Task description
Tell how many lines include the string "index". Answer with a single number.

Data excerpt

<<<<

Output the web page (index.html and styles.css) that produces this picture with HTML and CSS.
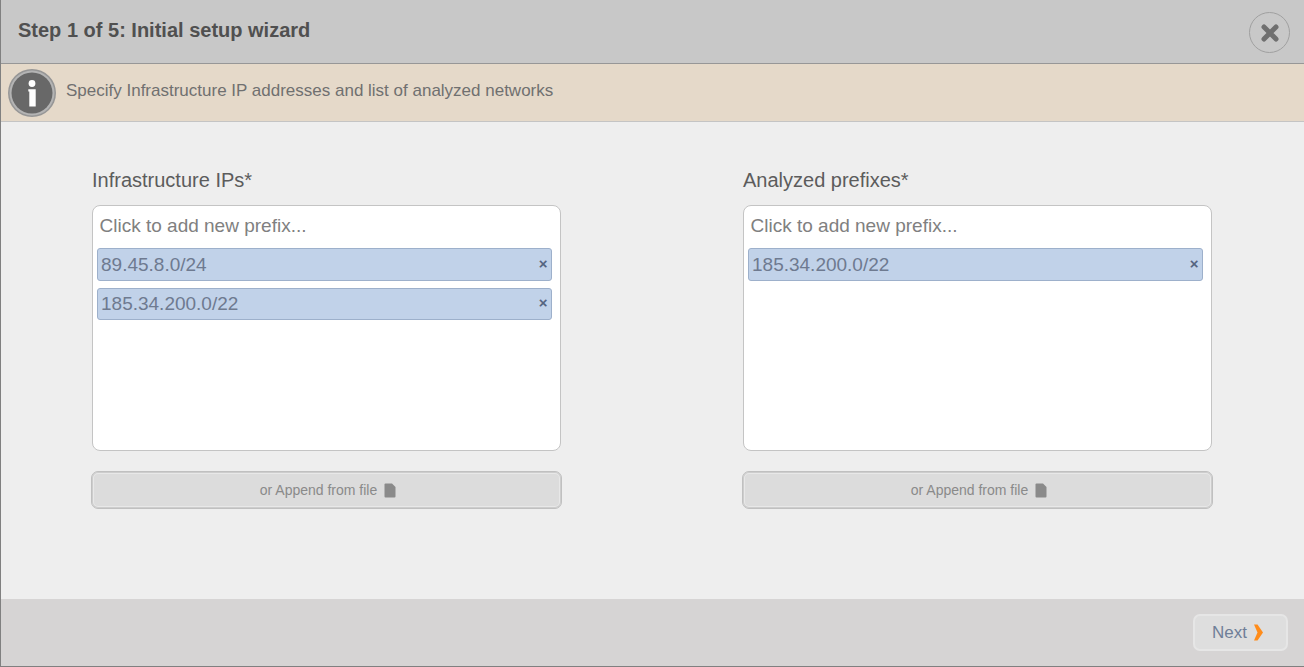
FILE: index.html
```html
<!DOCTYPE html>
<html lang="en">
<head>
    <meta charset="UTF-8">
    <meta name="viewport" content="width=device-width, initial-scale=1.0">
    <title>Initial setup wizard</title>
    <link rel="stylesheet" href="styles.css">
</head>
<body>
    <div class="wizard">
        <div class="wizard-header">
            <h1>Step 1 of 5: Initial setup wizard</h1>
            <button class="close-btn" aria-label="Close">
                <svg width="20" height="20" viewBox="0 0 20 20"><path d="M4 4L16 16M16 4L4 16" stroke="#6f6f6f" stroke-width="5" stroke-linecap="round"/></svg>
            </button>
        </div>
        <div class="wizard-info">
            <div class="info-icon">
                <svg width="48" height="48" viewBox="0 0 48 48">
                    <circle cx="24" cy="24" r="24" fill="#969696"/>
                    <circle cx="24" cy="24" r="22.5" fill="#b4b4b4"/>
                    <circle cx="24" cy="24" r="20.5" fill="#686868"/>
                    <circle cx="24" cy="14.5" r="3.4" fill="#fff"/>
                    <path d="M20.3 20.2H27.7V37.5H21.3V22.4H20.3Z" fill="#fff"/>
                </svg>
            </div>
            <p>Specify Infrastructure IP addresses and list of analyzed networks</p>
        </div>
        <div class="wizard-body">
            <div class="field">
                <label>Infrastructure IPs*</label>
                <div class="prefix-box">
                    <div class="prefix-input">Click to add new prefix...</div>
                    <div class="prefix-item"><span>89.45.8.0/24</span><span class="remove">×</span></div>
                    <div class="prefix-item"><span>185.34.200.0/22</span><span class="remove">×</span></div>
                </div>
                <button class="append-btn">or Append from file
                    <svg width="12" height="15" viewBox="0 0 12 15"><path d="M0.5 1.5Q0.5 0.5 1.5 0.5H8L11.5 4V13.5Q11.5 14.5 10.5 14.5H1.5Q0.5 14.5 0.5 13.5Z" fill="#8a8a8a"/></svg>
                </button>
            </div>
            <div class="field">
                <label>Analyzed prefixes*</label>
                <div class="prefix-box">
                    <div class="prefix-input">Click to add new prefix...</div>
                    <div class="prefix-item"><span>185.34.200.0/22</span><span class="remove">×</span></div>
                </div>
                <button class="append-btn">or Append from file
                    <svg width="12" height="15" viewBox="0 0 12 15"><path d="M0.5 1.5Q0.5 0.5 1.5 0.5H8L11.5 4V13.5Q11.5 14.5 10.5 14.5H1.5Q0.5 14.5 0.5 13.5Z" fill="#8a8a8a"/></svg>
                </button>
            </div>
        </div>
        <div class="wizard-footer">
            <button class="next-btn">Next
                <svg width="10" height="17" viewBox="0 0 10 17"><path d="M1 0.5H4.5L10 8.5L4.5 16.5H1L4.5 8.5Z" fill="#ff8c1a"/></svg>
            </button>
        </div>
    </div>
</body>
</html>
```

FILE: styles.css
```css
html, body {
    height: 100%;
}
body {
    font-family: "Liberation Sans", Arial, sans-serif;
    margin: 0;
    padding: 0;
    background-color: #888;
}
.wizard {
    height: 667px;
    box-sizing: border-box;
    display: flex;
    flex-direction: column;
    border-left: 1px solid #808080;
    border-bottom: 1px solid #808080;
    background-color: #eee;
}
.wizard-header {
    height: 63px;
    flex: none;
    display: flex;
    align-items: center;
    justify-content: space-between;
    padding: 0 14px 0 17px;
    background-color: #c8c8c8;
    border-bottom: 1px solid #979797;
}
.wizard-header h1 {
    margin: 0 0 2px;
    font-size: 20px;
    font-weight: bold;
    color: #505050;
}
.close-btn {
    width: 41px;
    height: 41px;
    margin-top: 2px;
    padding: 0;
    display: flex;
    align-items: center;
    justify-content: center;
    background: transparent;
    border: 1px solid #a0a0a0;
    border-radius: 50%;
}
.wizard-info {
    height: 57px;
    flex: none;
    display: flex;
    align-items: center;
    gap: 10px;
    padding-left: 7px;
    background-color: #e5d9c9;
    border-bottom: 1px solid #c4c4c4;
}
.info-icon {
    height: 48px;
    margin-top: 1px;
}
.wizard-info p {
    margin: 0 0 4px;
    font-size: 17px;
    color: #707070;
}
.wizard-body {
    flex: 1;
    display: flex;
    justify-content: space-between;
    padding: 45px 91px 0 90px;
}
.field {
    width: 471px;
    display: flex;
    flex-direction: column;
    align-items: center;
}
.field label {
    align-self: stretch;
    padding-left: 1px;
    height: 38px;
    line-height: 26px;
    font-size: 20px;
    color: #5c5c5c;
}
.prefix-box {
    width: 469px;
    height: 246px;
    box-sizing: border-box;
    padding: 0 8px 0 4px;
    background-color: #fff;
    border: 1px solid #c4c4c4;
    border-radius: 8px;
}
.prefix-input {
    height: 38px;
    padding-left: 2.5px;
    line-height: 39px;
    font-size: 19px;
    color: #808080;
}
.prefix-item {
    height: 32.5px;
    box-sizing: border-box;
    margin: 4px 0 7px;
    padding: 1px 3.5px 0 3px;
    display: flex;
    align-items: center;
    justify-content: space-between;
    font-size: 19px;
    color: #6e7a90;
    background-color: #c1d2e9;
    border: 1px solid #9db0cb;
    border-radius: 3px;
}
.prefix-item + .prefix-item {
    margin-top: 0;
}
.remove {
    margin-bottom: 3px;
    font-size: 15px;
    font-weight: bold;
    color: #566480;
}
.append-btn {
    width: 471px;
    height: 38px;
    margin-top: 20px;
    padding: 0 0 0 3px;
    display: flex;
    align-items: center;
    justify-content: center;
    gap: 7px;
    font-family: inherit;
    font-size: 14px;
    color: #8a8a8a;
    background-color: #dcdcdc;
    border: 1px solid #c0c0c0;
    border-radius: 7px;
    box-shadow: inset 0 0 0 1px #cdcdcd, inset 0 0 0 2px #e8e8e8;
}
.wizard-footer {
    height: 67px;
    flex: none;
    box-sizing: border-box;
    display: flex;
    justify-content: flex-end;
    padding: 15px 16px 0 0;
    background-color: #d6d4d4;
}
.next-btn {
    width: 95px;
    height: 37px;
    padding: 0 6px 0 0;
    display: flex;
    align-items: center;
    justify-content: center;
    gap: 6px;
    font-family: inherit;
    font-size: 17px;
    color: #6f7f98;
    background-color: #dedede;
    border: 2px solid #e6e6e6;
    border-radius: 7px;
}
```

>>>>

Exercise output
2